I don’t see a difference between the human desire/need to speak & my desire/need to write poetry, in that I don’t know how not to: a compulsion? 
But “compulsion” feels pathological, & ^^^ isn’t. 
Maybe a drive: when desire/need is paired with survival? Could I survive without speaking/poetry?

Although we do not say a fig has a desire/need nor drive to exist, nor does it exist by compulsion or pathology. This might be an inadequacy in human understanding of plant consciousness. 

Poesis/being—being/process: poetry as a way of making space to survive the indeterminate—

What makes this a chapbook & not just a pile of poems?

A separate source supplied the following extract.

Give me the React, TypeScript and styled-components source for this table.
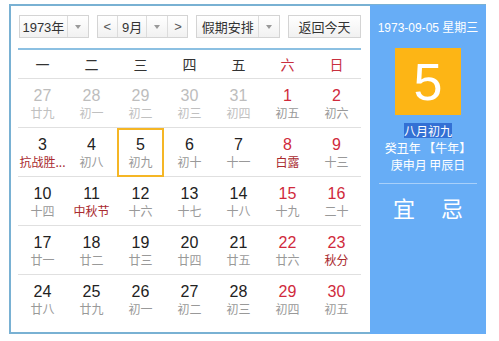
import styled, { createGlobalStyle } from 'styled-components';

const GlobalStyle = createGlobalStyle`
    body {
        margin: 0;
        background: #fff;
        font-family: "Liberation Sans", "Noto Sans CJK SC", sans-serif;
    }
`;

type Kind = 'other' | 'normal' | 'weekend';

interface Day {
    num: number
    lunar: string
    kind: Kind
    fest?: boolean
    selected?: boolean
}

const weekdays = ['一', '二', '三', '四', '五', '六', '日'];

const rows: Day[][] = [
    [
        { num: 27, lunar: '廿九', kind: 'other' },
        { num: 28, lunar: '初一', kind: 'other' },
        { num: 29, lunar: '初二', kind: 'other' },
        { num: 30, lunar: '初三', kind: 'other' },
        { num: 31, lunar: '初四', kind: 'other' },
        { num: 1, lunar: '初五', kind: 'weekend' },
        { num: 2, lunar: '初六', kind: 'weekend' },
    ],
    [
        { num: 3, lunar: '抗战胜利纪念日', kind: 'normal', fest: true },
        { num: 4, lunar: '初八', kind: 'normal' },
        { num: 5, lunar: '初九', kind: 'normal', selected: true },
        { num: 6, lunar: '初十', kind: 'normal' },
        { num: 7, lunar: '十一', kind: 'normal' },
        { num: 8, lunar: '白露', kind: 'weekend', fest: true },
        { num: 9, lunar: '十三', kind: 'weekend' },
    ],
    [
        { num: 10, lunar: '十四', kind: 'normal' },
        { num: 11, lunar: '中秋节', kind: 'normal', fest: true },
        { num: 12, lunar: '十六', kind: 'normal' },
        { num: 13, lunar: '十七', kind: 'normal' },
        { num: 14, lunar: '十八', kind: 'normal' },
        { num: 15, lunar: '十九', kind: 'weekend' },
        { num: 16, lunar: '二十', kind: 'weekend' },
    ],
    [
        { num: 17, lunar: '廿一', kind: 'normal' },
        { num: 18, lunar: '廿二', kind: 'normal' },
        { num: 19, lunar: '廿三', kind: 'normal' },
        { num: 20, lunar: '廿四', kind: 'normal' },
        { num: 21, lunar: '廿五', kind: 'normal' },
        { num: 22, lunar: '廿六', kind: 'weekend' },
        { num: 23, lunar: '秋分', kind: 'weekend', fest: true },
    ],
    [
        { num: 24, lunar: '廿八', kind: 'normal' },
        { num: 25, lunar: '廿九', kind: 'normal' },
        { num: 26, lunar: '初一', kind: 'normal' },
        { num: 27, lunar: '初二', kind: 'normal' },
        { num: 28, lunar: '初三', kind: 'normal' },
        { num: 29, lunar: '初四', kind: 'weekend' },
        { num: 30, lunar: '初五', kind: 'weekend' },
    ],
];

export default function App(): JSX.Element {
    return (
        <>
            <GlobalStyle />
            <Frame>
                <Main>
                    <Toolbar>
                        <SelectBox $width={70}>
                            <SelectText>1973年</SelectText>
                            <ArrowPart><Caret /></ArrowPart>
                        </SelectBox>
                        <SelectBox $width={92}>
                            <StepButton>&lt;</StepButton>
                            <SelectText>9月</SelectText>
                            <ArrowPart><Caret /></ArrowPart>
                            <StepButton $right>&gt;</StepButton>
                        </SelectBox>
                        <SelectBox $width={84}>
                            <SelectText>假期安排</SelectText>
                            <ArrowPart><Caret /></ArrowPart>
                        </SelectBox>
                        <TodayButton>返回今天</TodayButton>
                    </Toolbar>
                    <Grid>
                        <WeekRow>
                            {weekdays.map((w, i) => (
                                <WeekCell key={w} $red={i >= 5}>{w}</WeekCell>
                            ))}
                        </WeekRow>
                        {rows.map((row, r) => (
                            <DayRow key={r} $last={r === rows.length - 1}>
                                {row.map((d, i) => (
                                    <DayCell key={i} $selected={d.selected}>
                                        <DayNum $kind={d.kind}>{d.num}</DayNum>
                                        <Lunar $kind={d.kind} $fest={d.fest}>
                                            {d.lunar.length > 4 ? d.lunar.slice(0, 3) + '...' : d.lunar}
                                        </Lunar>
                                    </DayCell>
                                ))}
                            </DayRow>
                        ))}
                    </Grid>
                </Main>
                <Side>
                    <SideDate>1973-09-05 星期三</SideDate>
                    <BigDay>5</BigDay>
                    <SideInfo>
                        <Selected>八月初九</Selected>
                        <span>癸丑年 【牛年】</span>
                        <span>庚申月 甲辰日</span>
                    </SideInfo>
                    <SideDivider />
                    <YiJi>
                        <span>宜</span>
                        <span>忌</span>
                    </YiJi>
                </Side>
            </Frame>
        </>
    );
}

const Frame = styled.div`
    margin: 4px 0 0 9px;
    width: 477px;
    height: 330px;
    box-sizing: border-box;
    border: 2px solid #79b1d3;
    border-right: none;
    display: flex;
`;

const Main = styled.div`
    width: 359px;
    padding: 9px 9px 0 7px;
    box-sizing: border-box;
    display: flex;
    flex-direction: column;
`;

const Toolbar = styled.div`
    display: flex;
    gap: 8px;
    padding-left: 1px;
    height: 23px;
`;

const SelectBox = styled.div<{ $width: number }>`
    width: ${(p) => p.$width}px;
    box-sizing: border-box;
    border: 1px solid #d4d4d4;
    background: linear-gradient(#ffffff, #f1f1f1);
    display: flex;
    align-items: stretch;
    font-family: "Liberation Sans", "Noto Sans CJK SC", sans-serif;
    font-size: 13px;
    color: #333;
`;

const SelectText = styled.div`
    flex: 1;
    display: flex;
    align-items: center;
    justify-content: center;
`;

const ArrowPart = styled.div`
    width: 20px;
    border-left: 1px solid #dcdcdc;
    display: flex;
    align-items: center;
    justify-content: center;
`;

const Caret = styled.span`
    width: 0;
    height: 0;
    border-left: 3px solid transparent;
    border-right: 3px solid transparent;
    border-top: 4px solid #999;
`;

const StepButton = styled.div<{ $right?: boolean }>`
    width: 19px;
    display: flex;
    align-items: center;
    justify-content: center;
    color: #555;
    font-size: 13px;
    ${(p) => (p.$right ? 'border-left: 1px solid #dcdcdc;' : 'border-right: 1px solid #dcdcdc;')}
`;

const TodayButton = styled.div`
    width: 73px;
    box-sizing: border-box;
    border: 1px solid #d4d4d4;
    background: linear-gradient(#ffffff, #f1f1f1);
    display: flex;
    align-items: center;
    justify-content: center;
    font-family: "Noto Sans CJK SC", sans-serif;
    font-size: 13px;
    color: #333;
`;

const Grid = styled.div`
    margin-top: 10px;
    border-top: 2px solid #8cc0e2;
    width: 343px;
`;

const WeekRow = styled.div`
    display: grid;
    grid-template-columns: repeat(7, 49px);
    height: 28px;
    border-bottom: 1px solid #e0e0e0;
`;

const WeekCell = styled.div<{ $red: boolean }>`
    display: flex;
    align-items: center;
    justify-content: center;
    font-family: "Noto Sans CJK SC", sans-serif;
    font-size: 14px;
    color: ${(p) => (p.$red ? '#c8303f' : '#333')};
`;

const DayRow = styled.div<{ $last: boolean }>`
    display: grid;
    grid-template-columns: repeat(7, 49px);
    height: 48px;
    border-bottom: 1px solid ${(p) => (p.$last ? 'transparent' : '#e0e0e0')};
`;

const DayCell = styled.div<{ $selected?: boolean }>`
    display: flex;
    flex-direction: column;
    align-items: center;
    padding-top: 8px;
    box-sizing: border-box;
    height: 49px;
    margin: 0 1px;
    border: 2px solid ${(p) => (p.$selected ? '#f5b625' : 'transparent')};
    padding-top: 6px;
    margin-top: ${(p) => (p.$selected ? '0' : '0')};
`;

const numColor: Record<Kind, string> = {
    other: '#bdbdbd',
    normal: '#222',
    weekend: '#d02a3c',
};

const DayNum = styled.div<{ $kind: Kind }>`
    font-family: "Liberation Sans", Arial, sans-serif;
    font-size: 16px;
    line-height: 18px;
    color: ${(p) => numColor[p.$kind]};
`;

const Lunar = styled.div<{ $kind: Kind; $fest?: boolean }>`
    font-family: "Noto Sans CJK SC", sans-serif;
    font-size: 12px;
    line-height: 16px;
    white-space: nowrap;
    color: ${(p) => (p.$fest ? '#a92a2e' : p.$kind === 'other' ? '#c0c0c0' : '#999')};
`;

const Side = styled.div`
    width: 116px;
    margin-top: -1px;
    margin-bottom: -2px;
    background: #67adf6;
    display: flex;
    flex-direction: column;
    align-items: center;
    color: #fff;
    font-family: "Noto Sans CJK SC", sans-serif;
`;

const SideDate = styled.div`
    margin-top: 15px;
    font-family: "Liberation Sans", "Noto Sans CJK SC", sans-serif;
    font-size: 12px;
    line-height: 16px;
`;

const BigDay = styled.div`
    margin-top: 12px;
    width: 66px;
    height: 67px;
    background: #fdb515;
    display: flex;
    align-items: center;
    justify-content: center;
    font-family: "Liberation Sans", Arial, sans-serif;
    font-size: 52px;
`;

const SideInfo = styled.div`
    margin-top: 7px;
    display: flex;
    flex-direction: column;
    align-items: center;
    font-size: 12px;
    line-height: 17px;
`;

const Selected = styled.span`
    background: #3370d4;
    line-height: 15px;
    margin: 1px 0;
`;

const SideDivider = styled.div`
    margin-top: 10px;
    width: 98px;
    height: 1px;
    background: #a8d0fa;
`;

const YiJi = styled.div`
    margin-top: 10px;
    width: 100%;
    display: flex;
    justify-content: space-around;
    padding: 0 10px;
    box-sizing: border-box;
    font-size: 22px;
    line-height: 26px;
`;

It is probably neither—It doesn’t resemble a pile, anyway, & typically a chapbook is a sequence riding on a theme—Poor Banished Child of Eve is more of an epic in the thematic sense of leaving & return, although the psychic route is more of a ——👀——👀——👌——👀——🕸—— & its visual stitching is more of        //            //            //             //              with a lot of big-font texture: a tapestry or scroll. 
I’ve begun to embrace the chapbook as a poetic form—It is expansive enough to hold many ideas simultaneously, but short enough that I can catch up to my ambition in the end (my ideas tend to outrun me). The chapbook also allows for an object-flourish in the sense of making the book itself match its written content (e.g., the reason this one is digital: to allow for a “scrolling”—to hint at digital permanence—to nod to the virtual as an extension of the psychic—since the work is “about” the wear & tear of memory in time). 

 

I wanted to create texture/textile/tapestry, with “puckers” in the fabric—Large bolded fonts for voices that are not my own—To give the tapestry a hand-stitched feeling—Where the pucker is the object of an idea (a quote, like a little sequin-sing). I think one day I’d like to make a large tapestry-installation of it on handmade paper, perhaps handwritten.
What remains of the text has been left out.